Data section:
begin

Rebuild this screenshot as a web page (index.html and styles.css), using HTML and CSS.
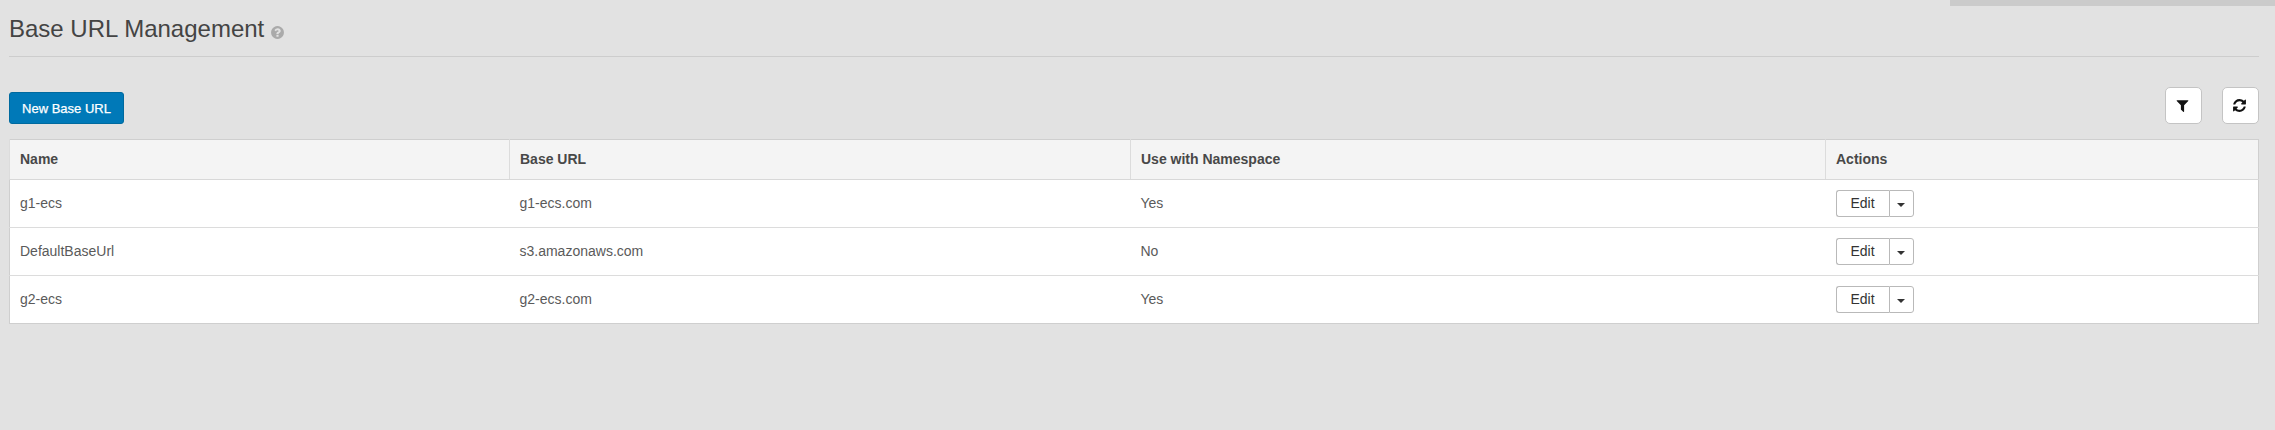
FILE: index.html
```html
<!DOCTYPE html>
<html lang="en">
<head>
<meta charset="utf-8">
<title>Base URL Management</title>
<link rel="stylesheet" href="styles.css">
</head>
<body>
<div class="top-strip"></div>
<main class="page">
  <header class="page-header">
    <h1 class="page-title">Base URL Management</h1>
    <svg class="help-icon" viewBox="0 0 1792 1792"><path d="M1024 1376v-192q0-14-9-23t-23-9h-192q-14 0-23 9t-9 23v192q0 14 9 23t23 9h192q14 0 23-9t9-23zm256-672q0-88-55.5-163t-138.5-116-170-41q-243 0-371 213-15 24 8 42l132 100q7 6 19 6 16 0 25-12 53-68 86-92 34-24 86-24 48 0 85.5 26t37.5 59q0 38-20 61t-68 45q-63 28-115.5 86.5t-52.5 125.5v36q0 14 9 23t23 9h192q14 0 23-9t9-23q0-19 21.5-49.5t54.5-49.5q32-18 49-28.5t46-35 44.5-48 28-60.5 12.5-81zm384 192q0 209-103 385.5t-279.5 279.5-385.5 103-385.5-103-279.5-279.5-103-385.5 103-385.5 279.5-279.5 385.5-103 385.5 103 279.5 279.5 103 385.5z"/></svg>
  </header>
  <div class="toolbar">
    <button class="btn-primary" type="button">New Base URL</button>
    <div class="tools">
      <button class="btn-icon" type="button" aria-label="Filter"><svg viewBox="0 0 1792 1792"><path d="M1595 295q17 41-14 70l-493 493v742q0 42-39 59-13 5-25 5-27 0-45-19l-256-256q-19-19-19-45v-486l-493-493q-31-29-14-70 17-39 59-39h1280q42 0 59 39z"/></svg></button>
      <button class="btn-icon" type="button" aria-label="Refresh"><svg viewBox="0 0 1792 1792"><path d="M1639 1056q0 5-1 7-64 268-268 434.5t-478 166.5q-146 0-282.5-55t-243.5-157l-129 129q-19 19-45 19t-45-19-19-45v-448q0-26 19-45t45-19h448q26 0 45 19t19 45-19 45l-137 137q71 66 161 102t187 36q134 0 250-65t186-179q11-17 53-117 8-23 30-23h192q13 0 22.5 9.5t9.5 22.5zm25-800v448q0 26-19 45t-45 19h-448q-26 0-45-19t-19-45 19-45l138-138q-148-137-349-137-134 0-250 65t-186 179q-11 17-53 117-8 23-30 23h-199q-13 0-22.5-9.5t-9.5-22.5v-7q65-268 270-434.5t480-166.5q146 0 284 55.5t245 156.5l130-129q19-19 45-19t45 19 19 45z"/></svg></button>
    </div>
  </div>
  <table class="grid">
    <colgroup><col class="col-name"><col class="col-url"><col class="col-ns"><col></colgroup>
    <thead>
      <tr><th>Name</th><th>Base URL</th><th>Use with Namespace</th><th>Actions</th></tr>
    </thead>
    <tbody>
      <tr><td>g1-ecs</td><td>g1-ecs.com</td><td>Yes</td><td><div class="split"><button class="split-main" type="button">Edit</button><button class="split-caret" type="button" aria-label="More"><span class="caret"></span></button></div></td></tr>
      <tr><td>DefaultBaseUrl</td><td>s3.amazonaws.com</td><td>No</td><td><div class="split"><button class="split-main" type="button">Edit</button><button class="split-caret" type="button" aria-label="More"><span class="caret"></span></button></div></td></tr>
      <tr><td>g2-ecs</td><td>g2-ecs.com</td><td>Yes</td><td><div class="split"><button class="split-main" type="button">Edit</button><button class="split-caret" type="button" aria-label="More"><span class="caret"></span></button></div></td></tr>
    </tbody>
  </table>
</main>
</body>
</html>
```
FILE: styles.css
```css
* { box-sizing: border-box; }
html, body { margin: 0; height: 100%; }
body {
  background: #e2e2e2;
  color: #555;
  font-family: "Liberation Sans", Arial, sans-serif;
  font-size: 14px;
  overflow: hidden;
}
.top-strip {
  width: 325px;
  height: 6px;
  margin-left: auto;
  background: #cbcbcb;
}
.page { padding: 0 16px 0 9px; }
.page-header {
  display: flex;
  align-items: center;
  height: 51px;
  border-bottom: 1px solid #cdcdcd;
  padding-bottom: 5px;
}
.page-title {
  margin: 0;
  font-size: 24px;
  font-weight: 400;
  line-height: 30px;
  color: #444;
}
.help-icon {
  width: 15px;
  height: 15px;
  margin: 7px 0 0 6px;
  fill: #aaa;
}
.toolbar {
  display: flex;
  justify-content: space-between;
  align-items: flex-end;
  margin-top: 30px;
  height: 37px;
}
.btn-primary {
  height: 32px;
  width: 115px;
  padding: 0;
  background: #0079b8;
  border: 1px solid #006a9f;
  border-radius: 3px;
  color: #fff;
  font: 400 13px "Liberation Sans", Arial, sans-serif;
  -webkit-text-stroke: 0.25px #fff;
}
.tools { display: flex; gap: 20px; }
.btn-icon {
  display: flex;
  align-items: center;
  justify-content: center;
  width: 37px;
  height: 37px;
  padding: 0 2px 0 0;
  background: #fff;
  border: 1px solid #c4c4c4;
  border-radius: 5px;
}
.btn-icon svg { width: 15px; height: 15px; fill: #111; }
.grid {
  width: 100%;
  margin-top: 15px;
  table-layout: fixed;
  border-collapse: collapse;
  background: #fff;
  border: 1px solid #cfcfcf;
}
.col-name { width: 500px; }
.col-url { width: 621px; }
.col-ns { width: 695px; }
.grid th {
  height: 40px;
  padding: 0 10px 1px;
  background: #f4f4f4;
  border-left: 1px solid #dcdcdc;
  border-bottom: 1px solid #d8d8d8;
  text-align: left;
  font-weight: 700;
  color: #484848;
}
.grid td {
  height: 48px;
  padding: 0 10px 2px;
  border-top: 1px solid #dcdcdc;
  color: #5a5a5a;
}
.split { display: flex; width: 78px; height: 27px; margin-top: 2px; }
.split-main, .split-caret {
  background: #fff;
  border: 1px solid #b9b9b9;
  padding: 0;
  color: #333;
  font: 14px "Liberation Sans", Arial, sans-serif;
}
.split-main { width: 53px; padding-bottom: 1px; border-radius: 3px 0 0 3px; border-right: 0; }
.split-caret {
  display: flex;
  align-items: center;
  justify-content: center;
  width: 25px;
  border-radius: 0 3px 3px 0;
}
.caret {
  width: 0;
  height: 0;
  margin-top: 2px;
  border-top: 4px solid #333;
  border-left: 4px solid transparent;
  border-right: 4px solid transparent;
}
```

end

Exercise objective: Check each line of the material above for "page" and say how many lines contain it, giving the number alone.

Solution: 7